Exercise: Your task is to output the listing word for word, with pictures excluded.

Provided data:
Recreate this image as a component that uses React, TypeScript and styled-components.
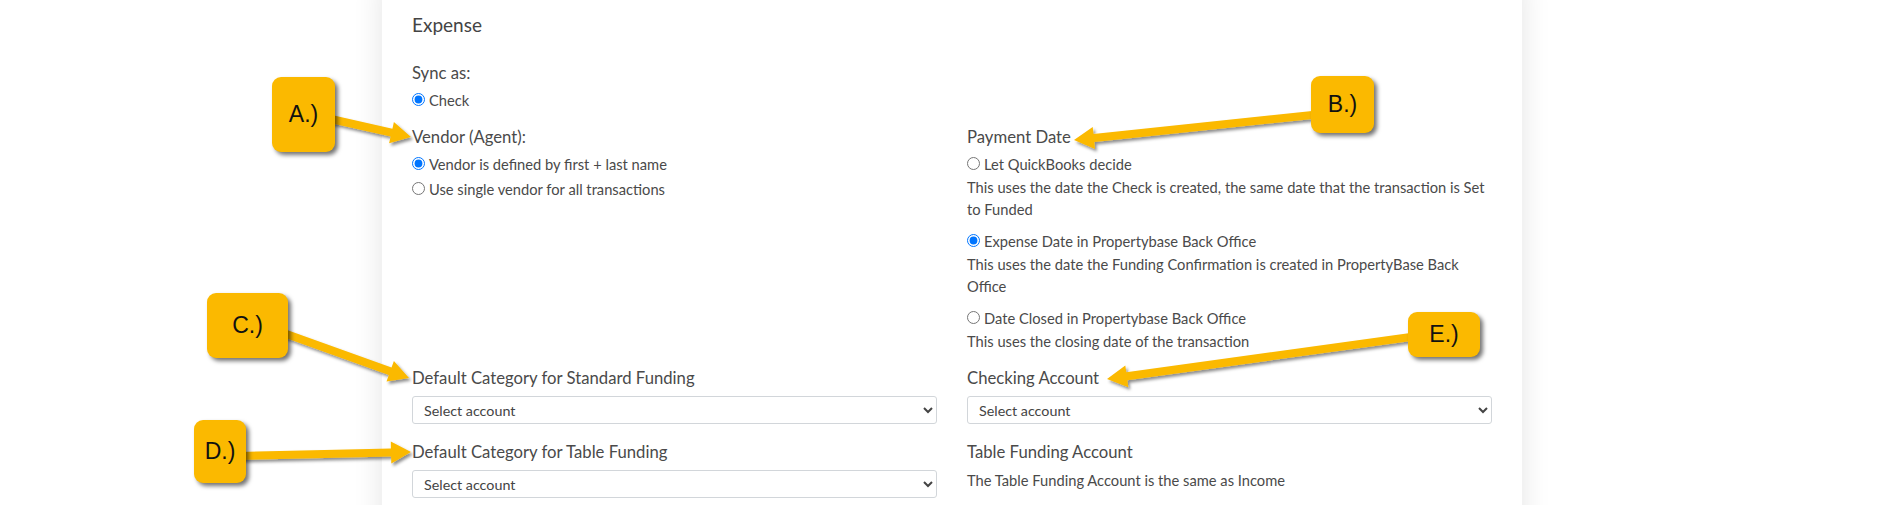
import React, { FC } from 'react'
import styled, { createGlobalStyle } from 'styled-components'

const GlobalStyle = createGlobalStyle`
  html, body {
    margin: 0;
    padding: 0;
    background: #fff;
  }
  body {
    font-family: Lato, "Open Sans", Arial, sans-serif;
    color: #4a4a4a;
  }
`

const Page = styled.div`
  position: relative;
  width: 1895px;
  height: 505px;
  overflow: hidden;
  padding-left: 382px;
  box-sizing: border-box;
`

const Card = styled.section`
  width: 1140px;
  min-height: 620px;
  margin-top: -20px;
  padding: 33px 30px 40px;
  box-sizing: border-box;
  background: #fff;
  box-shadow: 0 0 28px rgba(0, 0, 0, 0.11);
`

const Title = styled.h2`
  margin: 0;
  font-size: 19px;
  line-height: 24px;
  font-weight: 400;
  color: #444;
`

const Label = styled.div<{ $top?: number }>`
  margin-top: ${(p) => p.$top ?? 0}px;
  margin-bottom: 3px;
  font-size: 16.7px;
  line-height: 22px;
  color: #4a4a4a;
`

const Option = styled.label`
  display: flex;
  align-items: center;
  height: 25px;
  font-size: 14.7px;
  color: #4a4a4a;

  input {
    width: 13px;
    height: 13px;
    margin: 0 4px 0 0;
  }
`

const Hint = styled.p<{ $last?: boolean; $top?: number }>`
  margin: ${(p) => p.$top ?? 0}px 0 ${(p) => (p.$last ? 0 : 8)}px;
  font-size: 14.7px;
  line-height: 22px;
  color: #4a4a4a;
`

const Grid = styled.div`
  display: grid;
  grid-template-columns: 525px 525px;
  column-gap: 30px;
  row-gap: 15px;
  align-items: start;
  margin-top: 14px;
`

const Field = styled.div`
  display: flex;
  flex-direction: column;
`

const Select = styled.select`
  width: 100%;
  height: 28px;
  margin: 4px 0 2px;
  padding: 0 7px;
  border: 1px solid #d2d6da;
  border-radius: 3px;
  background: #fff;
  font-family: Lato, Arial, sans-serif;
  font-size: 14.3px;
  color: #444;
`

const Callout = styled.div<{ $x: number; $y: number; $w: number; $h: number }>`
  position: absolute;
  left: ${(p) => p.$x}px;
  top: ${(p) => p.$y}px;
  width: ${(p) => p.$w}px;
  height: ${(p) => p.$h}px;
  display: flex;
  align-items: center;
  justify-content: center;
  background: #fbb900;
  border-radius: 9px;
  box-shadow: 3px 3px 4px rgba(0, 0, 0, 0.55);
  font-family: "Liberation Sans", Arial, sans-serif;
  font-size: 23px;
  color: #111;
`

const Arrows = styled.svg`
  position: absolute;
  left: 0;
  top: 0;
  pointer-events: none;
`

type ArrowDef = { x1: number; y1: number; x2: number; y2: number }

const arrowPoints = ({ x1, y1, x2, y2 }: ArrowDef) => {
  const dx = x2 - x1
  const dy = y2 - y1
  const len = Math.hypot(dx, dy)
  const ux = dx / len
  const uy = dy / len
  const nx = -uy
  const ny = ux
  const shaft = 4
  const head = 11
  const headLen = 20
  const bx = x2 - ux * headLen
  const by = y2 - uy * headLen
  const pts = [
    [x1 + nx * shaft, y1 + ny * shaft],
    [bx + nx * shaft, by + ny * shaft],
    [bx + nx * head, by + ny * head],
    [x2, y2],
    [bx - nx * head, by - ny * head],
    [bx - nx * shaft, by - ny * shaft],
    [x1 - nx * shaft, y1 - ny * shaft],
  ]
  return pts.map(([x, y]) => `${x.toFixed(1)},${y.toFixed(1)}`).join(' ')
}

const arrows: ArrowDef[] = [
  { x1: 322, y1: 117, x2: 411, y2: 137 },
  { x1: 1322, y1: 114, x2: 1074, y2: 140 },
  { x1: 278, y1: 331, x2: 409, y2: 378 },
  { x1: 236, y1: 456, x2: 411, y2: 452 },
  { x1: 1418, y1: 336, x2: 1107, y2: 379 },
]

const callouts = [
  { text: 'A.)', x: 272, y: 77, w: 63, h: 75 },
  { text: 'B.)', x: 1311, y: 76, w: 63, h: 57 },
  { text: 'C.)', x: 207, y: 293, w: 81, h: 65 },
  { text: 'D.)', x: 194, y: 420, w: 52, h: 63 },
  { text: 'E.)', x: 1408, y: 312, w: 72, h: 45 },
]

const App: FC = () => {
  return (
    <Page>
      <GlobalStyle />
      <Card>
        <Title>Expense</Title>
        <Label $top={25}>Sync as:</Label>
        <Option>
          <input type="radio" name="sync" defaultChecked />
          Check
        </Option>

        <Grid>
          <Field>
            <Label>Vendor (Agent):</Label>
            <Option>
              <input type="radio" name="vendor" defaultChecked />
              Vendor is defined by first + last name
            </Option>
            <Option>
              <input type="radio" name="vendor" />
              Use single vendor for all transactions
            </Option>
          </Field>

          <Field>
            <Label>Payment Date</Label>
            <Option>
              <input type="radio" name="payment" />
              Let QuickBooks decide
            </Option>
            <Hint>
              This uses the date the Check is created, the same date that the transaction is Set
              to Funded
            </Hint>
            <Option>
              <input type="radio" name="payment" defaultChecked />
              Expense Date in Propertybase Back Office
            </Option>
            <Hint>
              This uses the date the Funding Confirmation is created in PropertyBase Back Office
            </Hint>
            <Option>
              <input type="radio" name="payment" />
              Date Closed in Propertybase Back Office
            </Option>
            <Hint $last>This uses the closing date of the transaction</Hint>
          </Field>

          <Field>
            <Label>Default Category for Standard Funding</Label>
            <Select defaultValue="">
              <option value="">Select account</option>
            </Select>
          </Field>

          <Field>
            <Label>Checking Account</Label>
            <Select defaultValue="">
              <option value="">Select account</option>
            </Select>
          </Field>

          <Field>
            <Label>Default Category for Table Funding</Label>
            <Select defaultValue="">
              <option value="">Select account</option>
            </Select>
          </Field>

          <Field>
            <Label>Table Funding Account</Label>
            <Hint $last $top={3}>
              The Table Funding Account is the same as Income
            </Hint>
          </Field>
        </Grid>
      </Card>

      <Arrows width={1895} height={505} viewBox="0 0 1895 505">
        <defs>
          <filter id="arrowShadow" x="-10%" y="-50%" width="120%" height="200%">
            <feDropShadow dx="2" dy="2.5" stdDeviation="1.6" floodColor="#000" floodOpacity="0.45" />
          </filter>
        </defs>
        {arrows.map((a, i) => (
          <polygon key={i} points={arrowPoints(a)} fill="#fbb900" filter="url(#arrowShadow)" />
        ))}
      </Arrows>

      {callouts.map((c) => (
        <Callout key={c.text} $x={c.x} $y={c.y} $w={c.w} $h={c.h}>
          {c.text}
        </Callout>
      ))}
    </Page>
  )
}

export default App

Written answer:
Recreate this image as a component that uses React, TypeScript and styled-components.
import React, { FC } from 'react'
import styled, { createGlobalStyle } from 'styled-components'

const GlobalStyle = createGlobalStyle`
  html, body {
    margin: 0;
    padding: 0;
    background: #fff;
  }
  body {
    font-family: Lato, "Open Sans", Arial, sans-serif;
    color: #4a4a4a;
  }
`

const Page = styled.div`
  position: relative;
  width: 1895px;
  height: 505px;
  overflow: hidden;
  padding-left: 382px;
  box-sizing: border-box;
`

const Card = styled.section`
  width: 1140px;
  min-height: 620px;
  margin-top: -20px;
  padding: 33px 30px 40px;
  box-sizing: border-box;
  background: #fff;
  box-shadow: 0 0 28px rgba(0, 0, 0, 0.11);
`

const Title = styled.h2`
  margin: 0;
  font-size: 19px;
  line-height: 24px;
  font-weight: 400;
  color: #444;
`

const Label = styled.div<{ $top?: number }>`
  margin-top: ${(p) => p.$top ?? 0}px;
  margin-bottom: 3px;
  font-size: 16.7px;
  line-height: 22px;
  color: #4a4a4a;
`

const Option = styled.label`
  display: flex;
  align-items: center;
  height: 25px;
  font-size: 14.7px;
  color: #4a4a4a;

  input {
    width: 13px;
    height: 13px;
    margin: 0 4px 0 0;
  }
`

const Hint = styled.p<{ $last?: boolean; $top?: number }>`
  margin: ${(p) => p.$top ?? 0}px 0 ${(p) => (p.$last ? 0 : 8)}px;
  font-size: 14.7px;
  line-height: 22px;
  color: #4a4a4a;
`

const Grid = styled.div`
  display: grid;
  grid-template-columns: 525px 525px;
  column-gap: 30px;
  row-gap: 15px;
  align-items: start;
  margin-top: 14px;
`

const Field = styled.div`
  display: flex;
  flex-direction: column;
`

const Select = styled.select`
  width: 100%;
  height: 28px;
  margin: 4px 0 2px;
  padding: 0 7px;
  border: 1px solid #d2d6da;
  border-radius: 3px;
  background: #fff;
  font-family: Lato, Arial, sans-serif;
  font-size: 14.3px;
  color: #444;
`

const Callout = styled.div<{ $x: number; $y: number; $w: number; $h: number }>`
  position: absolute;
  left: ${(p) => p.$x}px;
  top: ${(p) => p.$y}px;
  width: ${(p) => p.$w}px;
  height: ${(p) => p.$h}px;
  display: flex;
  align-items: center;
  justify-content: center;
  background: #fbb900;
  border-radius: 9px;
  box-shadow: 3px 3px 4px rgba(0, 0, 0, 0.55);
  font-family: "Liberation Sans", Arial, sans-serif;
  font-size: 23px;
  color: #111;
`

const Arrows = styled.svg`
  position: absolute;
  left: 0;
  top: 0;
  pointer-events: none;
`

type ArrowDef = { x1: number; y1: number; x2: number; y2: number }

const arrowPoints = ({ x1, y1, x2, y2 }: ArrowDef) => {
  const dx = x2 - x1
  const dy = y2 - y1
  const len = Math.hypot(dx, dy)
  const ux = dx / len
  const uy = dy / len
  const nx = -uy
  const ny = ux
  const shaft = 4
  const head = 11
  const headLen = 20
  const bx = x2 - ux * headLen
  const by = y2 - uy * headLen
  const pts = [
    [x1 + nx * shaft, y1 + ny * shaft],
    [bx + nx * shaft, by + ny * shaft],
    [bx + nx * head, by + ny * head],
    [x2, y2],
    [bx - nx * head, by - ny * head],
    [bx - nx * shaft, by - ny * shaft],
    [x1 - nx * shaft, y1 - ny * shaft],
  ]
  return pts.map(([x, y]) => `${x.toFixed(1)},${y.toFixed(1)}`).join(' ')
}

const arrows: ArrowDef[] = [
  { x1: 322, y1: 117, x2: 411, y2: 137 },
  { x1: 1322, y1: 114, x2: 1074, y2: 140 },
  { x1: 278, y1: 331, x2: 409, y2: 378 },
  { x1: 236, y1: 456, x2: 411, y2: 452 },
  { x1: 1418, y1: 336, x2: 1107, y2: 379 },
]

const callouts = [
  { text: 'A.)', x: 272, y: 77, w: 63, h: 75 },
  { text: 'B.)', x: 1311, y: 76, w: 63, h: 57 },
  { text: 'C.)', x: 207, y: 293, w: 81, h: 65 },
  { text: 'D.)', x: 194, y: 420, w: 52, h: 63 },
  { text: 'E.)', x: 1408, y: 312, w: 72, h: 45 },
]

const App: FC = () => {
  return (
    <Page>
      <GlobalStyle />
      <Card>
        <Title>Expense</Title>
        <Label $top={25}>Sync as:</Label>
        <Option>
          <input type="radio" name="sync" defaultChecked />
          Check
        </Option>

        <Grid>
          <Field>
            <Label>Vendor (Agent):</Label>
            <Option>
              <input type="radio" name="vendor" defaultChecked />
              Vendor is defined by first + last name
            </Option>
            <Option>
              <input type="radio" name="vendor" />
              Use single vendor for all transactions
            </Option>
          </Field>

          <Field>
            <Label>Payment Date</Label>
            <Option>
              <input type="radio" name="payment" />
              Let QuickBooks decide
            </Option>
            <Hint>
              This uses the date the Check is created, the same date that the transaction is Set
              to Funded
            </Hint>
            <Option>
              <input type="radio" name="payment" defaultChecked />
              Expense Date in Propertybase Back Office
            </Option>
            <Hint>
              This uses the date the Funding Confirmation is created in PropertyBase Back Office
            </Hint>
            <Option>
              <input type="radio" name="payment" />
              Date Closed in Propertybase Back Office
            </Option>
            <Hint $last>This uses the closing date of the transaction</Hint>
          </Field>

          <Field>
            <Label>Default Category for Standard Funding</Label>
            <Select defaultValue="">
              <option value="">Select account</option>
            </Select>
          </Field>

          <Field>
            <Label>Checking Account</Label>
            <Select defaultValue="">
              <option value="">Select account</option>
            </Select>
          </Field>

          <Field>
            <Label>Default Category for Table Funding</Label>
            <Select defaultValue="">
              <option value="">Select account</option>
            </Select>
          </Field>

          <Field>
            <Label>Table Funding Account</Label>
            <Hint $last $top={3}>
              The Table Funding Account is the same as Income
            </Hint>
          </Field>
        </Grid>
      </Card>

      <Arrows width={1895} height={505} viewBox="0 0 1895 505">
        <defs>
          <filter id="arrowShadow" x="-10%" y="-50%" width="120%" height="200%">
            <feDropShadow dx="2" dy="2.5" stdDeviation="1.6" floodColor="#000" floodOpacity="0.45" />
          </filter>
        </defs>
        {arrows.map((a, i) => (
          <polygon key={i} points={arrowPoints(a)} fill="#fbb900" filter="url(#arrowShadow)" />
        ))}
      </Arrows>

      {callouts.map((c) => (
        <Callout key={c.text} $x={c.x} $y={c.y} $w={c.w} $h={c.h}>
          {c.text}
        </Callout>
      ))}
    </Page>
  )
}

export default App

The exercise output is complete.